Now, secondly, you can define the curvature via the covariant derivative $D_{A}$. Let $(\rho,V)$ be some (finite-dimensional) representation of $G$. Then, $D_{A}$ is a (family of) map(s) $$D_{A}:\Omega^{k}(P,V)\to\Omega^{k+1}(P,V)$$ defined via
$$(D_{A}\omega)_{p}(v_{1},\dots,v_{k}):=(\mathrm{d}\omega)_{p}(\mathrm{pr}(v_{1}),\dots,\mathrm{pr}(v_{k}))$$
for all $p\in P$, $v_{1},\dots,v_{k}\in T_{p}P$ and $\omega\in\Omega^{k}(P,V)$, where $\mathrm{d}$ on the right-hand side is the standard exterior derivative of $V$-valued forms (as explained above) and where $\mathrm{pr}:TP\to H$ is the projection onto the horizontal tangent space $H_{p}:=\mathrm{ker}(A_{p})\subset T_{p}P$ (the "Ehresmann connection corresponding to $A$").
Now, here is the most important point: You stated that $D_{A}$ can be
calculated via the formula
$$D_{A}\cdot=\mathrm{d}\cdot+\rho(A)\wedge\cdot.$$ That is in general not
true! In fact, it is only true for forms living in the subset
$$\Omega^{k}_{\mathrm{hor}}(P,V)^{\rho}\subset\Omega^{k}(P,V)$$
This set consists of all forms $\omega\in\Omega^{k}(P,V)$ satisfying the following two extra properties:
- "$\omega$" is horizontal": $\omega_{p}(v_{1},\dots,v_{k})=0$ whenever at least one of the tangent vectors $v_{i}$ is vertical (i.e. not contained in $H_{p}$).
- "$\omega$ is of type $\rho$": $(r_{g}^{\ast}\omega)_{p}=\rho(g^{-1})\circ\omega_{p}$ for all $g\in G$, where $r_{g}:P\to G,p\mapsto p\cdot g$ (the action $\cdot:P\times G\to P$ denotes the right-group action contained in the definition of a principal bundle)
In other words, your "definition" of the covariant derivative is actually only valid for this subset.

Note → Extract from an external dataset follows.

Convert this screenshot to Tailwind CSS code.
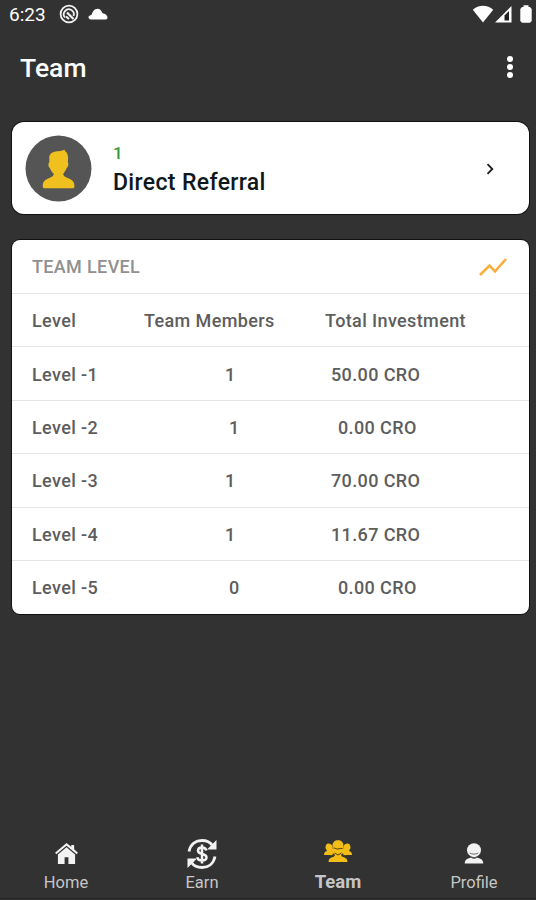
<!DOCTYPE html>
<html lang="en">
<head>
  <meta charset="UTF-8" />
  <meta name="viewport" content="width=device-width, initial-scale=1.0"/>
  <title>Team</title>
  <script src="https://cdn.jsdelivr.net/npm/@tailwindcss/browser@4"></script>
</head>
<body class="bg-[#323232] font-['Roboto',sans-serif]">
  <div class="w-[536px] h-[900px] flex flex-col overflow-hidden">
    <!-- Status bar -->
    <div class="h-7 flex items-center pl-[9px] pr-1 text-white shrink-0">
      <span class="text-[19px] leading-7 w-[50px] mt-0.5">6:23</span>
      <svg class="w-5 h-5" viewBox="0 0 20 20" fill="none" stroke="#f2f2f2">
        <circle cx="10" cy="10" r="8.4" stroke-width="1.8"/>
        <path d="M6 13.500A5 5 0 1 1 14.500 12" stroke-width="1.800"/>
        <path d="M8 8.500l6.500 6.500M7 12.500l3 2.500" stroke-width="2.200"/>
      </svg>
      <svg class="w-5 h-3 ml-[9px]" viewBox="0 0 20 12" fill="#fff">
        <path d="M3 11.5C1.300 11.500.5 10.500.5 9.300c0-1.500 1.500-2 3-2.300C4.500 3.500 6.500.7 9.500.7c2.600 0 4 1.800 5 4.500 2.800.5 5 2 5 4.300 0 1.500-1 2-2.200 2z"/>
      </svg>
      <div class="ml-auto flex items-center">
        <svg class="w-[22px] h-[18px]" viewBox="0 0 22 18" fill="#fff"><path d="M11 17.500L.8 4.800C6.500-.6 15.500-.6 21.200 4.800z"/></svg>
        <svg class="w-[17px] h-[18px] ml-px" viewBox="0 0 17 18"><path d="M0 17.500L16.500 1v16.500z" fill="#fff"/><path d="M9.500 15.500V10.500L14 6v9.500z" fill="#222"/></svg>
        <svg class="w-3 h-[18px] ml-2" viewBox="0 0 12 18" fill="#fff"><path d="M3.500 2V.3h5V2H10l1.700 2v12L10 17.700H2L.3 16V4L2 2z"/></svg>
      </div>
    </div>

    <!-- App bar -->
    <div class="h-20 flex items-center justify-between pl-5 pr-[21px] shrink-0 text-white">
      <h1 class="text-[26.500px] leading-8 font-medium">Team</h1>
      <svg class="w-2.5 h-6 mb-0.5" viewBox="0 0 10 24" fill="#fff"><circle cx="5" cy="4" r="3"/><circle cx="5" cy="12" r="3"/><circle cx="5" cy="20" r="3"/></svg>
    </div>

    <!-- Direct referral -->
    <div class="mt-[14px] ml-3 w-[517px] h-[92px] bg-white rounded-xl ring-1 ring-[#111] flex items-center pl-[13px] shrink-0">
      <svg class="w-[67px] h-[67px]" viewBox="0 0 66 66">
        <circle cx="33" cy="33" r="32.500" fill="#555"/>
        <path d="M24 24C23 18 28 16 33 16c2-.2 4-.8 6-1.500 0 2 3.500 2 3.500 8.500l-.3 3.500c1 1.500.5 5-1.200 6-1 3-2.500 4.500-3.500 6 .5 2 2 3 5 4 5 2 6.200 4 6.200 8 0 1.500-.6 2-2 2H19.500c-1.400 0-2-.5-2-2 0-4 1-6 6-8 3-1 4.500-2 5-4-1.500-1.500-3-3-4-6-1.500-1-2-4.500-.5-6z" fill="#f0c11e"/>
      </svg>
      <div class="ml-[21px] flex flex-col">
        <span class="text-[17px] leading-6 font-medium text-[#35983a] mt-[3px]">1</span>
        <span class="text-[23px] leading-8 font-medium tracking-[0.35px] text-[#0e181b] mt-0.5">Direct Referral</span>
      </div>
      <svg class="w-3 h-3 ml-auto mr-[33px] mt-px" viewBox="0 0 12 12" fill="none" stroke="#1c1c1c" stroke-width="1.800"><path d="M3.500 1.200L8.300 6l-4.800 4.800"/></svg>
    </div>

    <!-- Team level table -->
    <div class="mt-[26px] ml-3 w-[517px] h-[374px] bg-white rounded-lg ring-1 ring-[#111] text-[18px] tracking-[0.38px] font-medium text-[#5d5d5d] flex flex-col shrink-0">
      <div class="h-[53px] flex items-center justify-between pl-5 pr-[22px] text-[#909090]">
        <span class="tracking-[0.35px]">TEAM LEVEL</span>
        <svg class="w-7 h-5" viewBox="0 0 28 20" fill="none" stroke="#fbae3c" stroke-width="2.600"><path d="M1 18L10.500 8.500L16 14.300L27 2"/></svg>
      </div>
      <div class="h-[53.400px] flex items-center pl-5 border-t border-[#e4e4e4]">
        <span class="w-[112px]">Level</span><span class="w-[181px]">Team Members</span><span>Total Investment</span>
      </div>
      <div id="levels"></div>
    </div>

    <!-- Bottom navigation -->
    <nav class="mt-auto -ml-0.5 w-[544px] h-[72px] mb-px grid grid-cols-4 text-[16.500px] text-[#c6c6c6] shrink-0 border-b border-[#262626]">
      <a class="flex flex-col items-center">
        <svg class="w-[23px] h-[21px] mt-4" viewBox="0 0 24 22" fill="#f2f2f2"><path d="M12 0l5 4V2h3v4.600l4 3.700-1.300 1.500L12 2.800 1.300 11.800 0 10.300z"/><path d="M3 12l9-7.500 9 7.500v10h-7v-7h-4v7H3z"/></svg>
        <span class="leading-5 mt-[9px]">Home</span>
      </a>
      <a class="flex flex-col items-center">
        <svg class="w-8 h-8 mt-[11px]" viewBox="0 0 32 32" fill="none" stroke="#f2f2f2" stroke-width="2.800">
          <path d="M3 13.500C4.500 6 10 2.500 16 2.500c5 0 8.500 2 10.500 5"/>
          <path d="M29 18.500C27.500 26 22 29.500 16 29.500c-5 0-8.500-2-10.500-5"/>
          <path d="M30.500 2v9.500H21zM1.500 30v-9.500H11z" fill="#f2f2f2" stroke="none"/>
          <path d="M20.300 12.500c-.4-2-2-3-4.300-3s-4 1-4 3.200c0 4.300 8.500 2.200 8.500 6.600 0 2.100-1.900 3.200-4.500 3.200s-4.400-1.200-4.600-3.400M16 6.500v19" stroke-width="2.500"/>
        </svg>
        <span class="leading-5 mt-[3px]">Earn</span>
      </a>
      <a class="flex flex-col items-center">
        <svg class="w-7 h-[23px] mt-[13px]" viewBox="0 0 28 23" fill="#f3bd18">
          <path d="M1.500 8C1.500 3.500 4 3 6 4c1.500 0 2.500 1 2.500 4l1.500 5-2 2H0c0-2.500 1-3.500 3-4zM26.500 8c0-4.500-2.500-5-4.500-4-1.500 0-2.500 1-2.500 4L18 13l2 2h8c0-2.500-1-3.500-3-4z"/>
          <path d="M8.500 6C8.500 2 11 .3 14 .3S19.500 2 19.500 6v5c-1 2-1.500 3-2.500 4 .5 1.500 2 2 3.500 2.500 2 .7 2.800 2 3 4.500h-19c.2-2.500 1-3.800 3-4.500 1.500-.5 3-1 3.500-2.500-1-1-1.500-2-2.500-4z"/>
          <path d="M9.500 8c2-.2 3 1.500 4.500 1s3-.5 4.500-.5M10.500 13l3.500 2 3.500-2M5 15.500h5M18 15.500h5" fill="none" stroke="#51420f" stroke-width="1"/>
        </svg>
        <span class="leading-5 text-[18.500px] font-bold mt-[9px]">Team</span>
      </a>
      <a class="flex flex-col items-center">
        <svg class="w-5 h-[21px] mt-4" viewBox="0 0 20 22" fill="#f2f2f2">
          <circle cx="10" cy="7.500" r="7.300"/>
          <path d="M.3 21.500c0-3.500 2.500-5.500 6.200-6l3.500 1 3.500-1c3.700.5 6.200 2.500 6.200 6z"/>
          <path d="M5.500 10.500c2.500 1.500 6.500 1.500 9 0M6 14.700c2.500 1.200 5.500 1.200 8 0" fill="none" stroke="#666" stroke-width="1"/>
        </svg>
        <span class="leading-5 mt-[9px]">Profile</span>
      </a>
    </nav>
  </div>

  <script>
    const levels = [
      { name: 'Level -1', members: 1, total: '50.00 CRO' },
      { name: 'Level -2', members: 1, total: '0.00 CRO' },
      { name: 'Level -3', members: 1, total: '70.00 CRO' },
      { name: 'Level -4', members: 1, total: '11.67 CRO' },
      { name: 'Level -5', members: 0, total: '0.00 CRO' }
    ];

    // Shorter totals sit slightly further right
    document.getElementById('levels').innerHTML = levels.map(level => {
      const short = level.total.length < 9;
      return `
        <div class="h-[53.400px] flex items-center pl-5 pt-px border-t border-[#e4e4e4]">
          <span class="w-[112px]">${level.name}</span>
          <span class="w-[181px] ${short ? 'pl-[85px]' : 'pl-[81px]'}">${level.members}</span>
          <span class="${short ? 'pl-[13px]' : 'pl-[6px]'}">${level.total}</span>
        </div>
      `;
    }).join('');
  </script>
</body>
</html>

Now, a connection $1$-form is in general not an element of $\Omega^{1}_{\mathrm{hor}}(P,\mathfrak{g})^{\mathrm{Ad}}$! (*)
To sum up, you cannot use your formula for a connection $1$-form. However, you can actually easily show that
$$D_{A}A\stackrel{!}{=}F^{A}=\mathrm{d}A+\frac{1}{2}[A\wedge A],$$
which then also leads to the correct coordinate expression as explained above.
* However, the curvature is an element of $\Omega^{2}_{\mathrm{hor}}(P,\mathfrak{g})^{\mathrm{Ad}}$ and also the difference of two connection $1$-forms is an element of $\Omega^{1}_{\mathrm{hor}}(P,\mathfrak{g})^{\mathrm{Ad}}$. The latter statement implies that the set of connection $1$-forms $\mathcal{C}(P)$ of a principal bundle is an infinite-dimensional affine space with vector space $\Omega^{1}_{\mathrm{hor}}(P,\mathfrak{g})^{\mathrm{Ad}}$.
Best Answer
You first need to know under which representation your field transforms, the flavor indices play no role here. Assuming $\phi$ is a scalar that transforms in the adjoint representation of the color group, sort of implied by the expression the OP writes. First we need to understand how the gauge covariant derivative acts on the field. Recall $T^a$ are infinitesimal generators of the Lie algebra, which means the only product that formally exists between them is the Lie bracket $$[T^a, T^b] = \sum_c {\rm i} f^{abc}T^c$$ where $f^{abc}$ are the structure constants. Then we have for example for a given flavor $f$, (which does not need to be manipulated) \begin{align} D_\mu \phi_f(x) &= \sum_a D_\mu^a \phi_f^a(x) T^a \\ &= \sum_a \partial_\mu \phi_f^a(x) T^a + \sum_{a,b} {\rm i}\,g\, \phi^a_f(x) A_\mu^b(x) [T^b,T^a]\\ &= \sum_a \partial_\mu \phi_f^a(x) T^a - \sum_{a,b,c}\,g f^{bac}\phi^a_f(x) A_\mu^b(x) T^c \end{align}
With that you should be able to work out the rest. The issue is, you need to identify the representation of your field. If $\phi$ transformed in the fundamental rep. then it would only have an extra index but no factors of $T^a$.